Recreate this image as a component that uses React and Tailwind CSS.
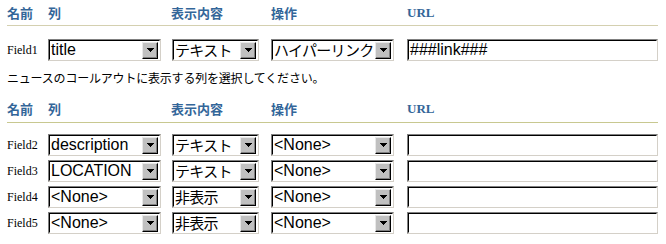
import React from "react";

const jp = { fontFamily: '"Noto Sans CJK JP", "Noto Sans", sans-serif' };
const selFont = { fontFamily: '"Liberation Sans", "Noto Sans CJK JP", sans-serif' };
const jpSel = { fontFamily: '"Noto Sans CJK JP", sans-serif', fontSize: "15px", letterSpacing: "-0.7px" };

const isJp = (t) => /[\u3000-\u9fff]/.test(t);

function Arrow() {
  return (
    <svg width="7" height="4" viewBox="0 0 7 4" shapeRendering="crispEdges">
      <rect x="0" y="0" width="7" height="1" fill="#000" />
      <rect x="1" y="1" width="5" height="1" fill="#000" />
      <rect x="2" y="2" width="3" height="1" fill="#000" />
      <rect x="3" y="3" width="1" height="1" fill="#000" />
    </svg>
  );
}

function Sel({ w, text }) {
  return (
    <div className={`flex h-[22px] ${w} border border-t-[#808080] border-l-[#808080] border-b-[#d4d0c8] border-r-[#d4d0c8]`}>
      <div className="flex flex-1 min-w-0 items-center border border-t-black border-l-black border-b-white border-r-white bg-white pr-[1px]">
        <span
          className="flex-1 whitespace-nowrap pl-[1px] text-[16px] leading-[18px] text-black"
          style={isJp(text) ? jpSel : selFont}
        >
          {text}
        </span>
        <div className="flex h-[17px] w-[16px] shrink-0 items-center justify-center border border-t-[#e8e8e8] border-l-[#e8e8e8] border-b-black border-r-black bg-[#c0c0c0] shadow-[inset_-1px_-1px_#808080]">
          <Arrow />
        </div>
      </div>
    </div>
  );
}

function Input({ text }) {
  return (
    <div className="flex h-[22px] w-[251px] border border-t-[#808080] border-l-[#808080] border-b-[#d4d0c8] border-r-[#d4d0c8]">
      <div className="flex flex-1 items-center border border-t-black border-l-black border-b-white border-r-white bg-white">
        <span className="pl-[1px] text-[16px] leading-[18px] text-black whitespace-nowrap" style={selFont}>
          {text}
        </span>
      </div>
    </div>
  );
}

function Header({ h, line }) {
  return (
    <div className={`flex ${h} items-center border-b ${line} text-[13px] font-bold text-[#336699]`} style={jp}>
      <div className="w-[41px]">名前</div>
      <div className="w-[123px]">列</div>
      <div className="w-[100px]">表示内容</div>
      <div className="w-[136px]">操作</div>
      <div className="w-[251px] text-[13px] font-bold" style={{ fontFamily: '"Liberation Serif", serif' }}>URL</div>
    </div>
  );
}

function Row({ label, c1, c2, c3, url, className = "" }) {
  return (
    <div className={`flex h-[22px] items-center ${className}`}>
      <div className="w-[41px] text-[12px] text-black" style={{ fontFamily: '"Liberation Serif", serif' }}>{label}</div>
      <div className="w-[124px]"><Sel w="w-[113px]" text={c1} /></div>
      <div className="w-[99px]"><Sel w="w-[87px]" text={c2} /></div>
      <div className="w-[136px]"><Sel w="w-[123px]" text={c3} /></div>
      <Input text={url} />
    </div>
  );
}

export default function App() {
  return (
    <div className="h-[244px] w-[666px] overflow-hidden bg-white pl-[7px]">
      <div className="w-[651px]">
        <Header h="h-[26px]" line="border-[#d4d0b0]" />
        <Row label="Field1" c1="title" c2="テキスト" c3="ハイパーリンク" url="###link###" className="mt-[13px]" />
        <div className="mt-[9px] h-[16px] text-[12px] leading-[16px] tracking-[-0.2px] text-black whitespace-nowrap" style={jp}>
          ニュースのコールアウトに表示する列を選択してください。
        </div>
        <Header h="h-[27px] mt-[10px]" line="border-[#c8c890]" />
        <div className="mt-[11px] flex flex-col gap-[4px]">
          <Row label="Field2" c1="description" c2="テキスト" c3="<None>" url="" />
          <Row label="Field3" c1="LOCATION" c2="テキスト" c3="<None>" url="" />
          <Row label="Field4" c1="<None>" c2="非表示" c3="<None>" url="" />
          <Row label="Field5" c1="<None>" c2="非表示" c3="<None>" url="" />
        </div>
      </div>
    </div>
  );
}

(Brief) Quote every line word for word and keep the images out of the copy.

(Answer to the task)
Recreate this image as a component that uses React and Tailwind CSS.
import React from "react";

const jp = { fontFamily: '"Noto Sans CJK JP", "Noto Sans", sans-serif' };
const selFont = { fontFamily: '"Liberation Sans", "Noto Sans CJK JP", sans-serif' };
const jpSel = { fontFamily: '"Noto Sans CJK JP", sans-serif', fontSize: "15px", letterSpacing: "-0.7px" };

const isJp = (t) => /[\u3000-\u9fff]/.test(t);

function Arrow() {
  return (
    <svg width="7" height="4" viewBox="0 0 7 4" shapeRendering="crispEdges">
      <rect x="0" y="0" width="7" height="1" fill="#000" />
      <rect x="1" y="1" width="5" height="1" fill="#000" />
      <rect x="2" y="2" width="3" height="1" fill="#000" />
      <rect x="3" y="3" width="1" height="1" fill="#000" />
    </svg>
  );
}

function Sel({ w, text }) {
  return (
    <div className={`flex h-[22px] ${w} border border-t-[#808080] border-l-[#808080] border-b-[#d4d0c8] border-r-[#d4d0c8]`}>
      <div className="flex flex-1 min-w-0 items-center border border-t-black border-l-black border-b-white border-r-white bg-white pr-[1px]">
        <span
          className="flex-1 whitespace-nowrap pl-[1px] text-[16px] leading-[18px] text-black"
          style={isJp(text) ? jpSel : selFont}
        >
          {text}
        </span>
        <div className="flex h-[17px] w-[16px] shrink-0 items-center justify-center border border-t-[#e8e8e8] border-l-[#e8e8e8] border-b-black border-r-black bg-[#c0c0c0] shadow-[inset_-1px_-1px_#808080]">
          <Arrow />
        </div>
      </div>
    </div>
  );
}

function Input({ text }) {
  return (
    <div className="flex h-[22px] w-[251px] border border-t-[#808080] border-l-[#808080] border-b-[#d4d0c8] border-r-[#d4d0c8]">
      <div className="flex flex-1 items-center border border-t-black border-l-black border-b-white border-r-white bg-white">
        <span className="pl-[1px] text-[16px] leading-[18px] text-black whitespace-nowrap" style={selFont}>
          {text}
        </span>
      </div>
    </div>
  );
}

function Header({ h, line }) {
  return (
    <div className={`flex ${h} items-center border-b ${line} text-[13px] font-bold text-[#336699]`} style={jp}>
      <div className="w-[41px]">名前</div>
      <div className="w-[123px]">列</div>
      <div className="w-[100px]">表示内容</div>
      <div className="w-[136px]">操作</div>
      <div className="w-[251px] text-[13px] font-bold" style={{ fontFamily: '"Liberation Serif", serif' }}>URL</div>
    </div>
  );
}

function Row({ label, c1, c2, c3, url, className = "" }) {
  return (
    <div className={`flex h-[22px] items-center ${className}`}>
      <div className="w-[41px] text-[12px] text-black" style={{ fontFamily: '"Liberation Serif", serif' }}>{label}</div>
      <div className="w-[124px]"><Sel w="w-[113px]" text={c1} /></div>
      <div className="w-[99px]"><Sel w="w-[87px]" text={c2} /></div>
      <div className="w-[136px]"><Sel w="w-[123px]" text={c3} /></div>
      <Input text={url} />
    </div>
  );
}

export default function App() {
  return (
    <div className="h-[244px] w-[666px] overflow-hidden bg-white pl-[7px]">
      <div className="w-[651px]">
        <Header h="h-[26px]" line="border-[#d4d0b0]" />
        <Row label="Field1" c1="title" c2="テキスト" c3="ハイパーリンク" url="###link###" className="mt-[13px]" />
        <div className="mt-[9px] h-[16px] text-[12px] leading-[16px] tracking-[-0.2px] text-black whitespace-nowrap" style={jp}>
          ニュースのコールアウトに表示する列を選択してください。
        </div>
        <Header h="h-[27px] mt-[10px]" line="border-[#c8c890]" />
        <div className="mt-[11px] flex flex-col gap-[4px]">
          <Row label="Field2" c1="description" c2="テキスト" c3="<None>" url="" />
          <Row label="Field3" c1="LOCATION" c2="テキスト" c3="<None>" url="" />
          <Row label="Field4" c1="<None>" c2="非表示" c3="<None>" url="" />
          <Row label="Field5" c1="<None>" c2="非表示" c3="<None>" url="" />
        </div>
      </div>
    </div>
  );
}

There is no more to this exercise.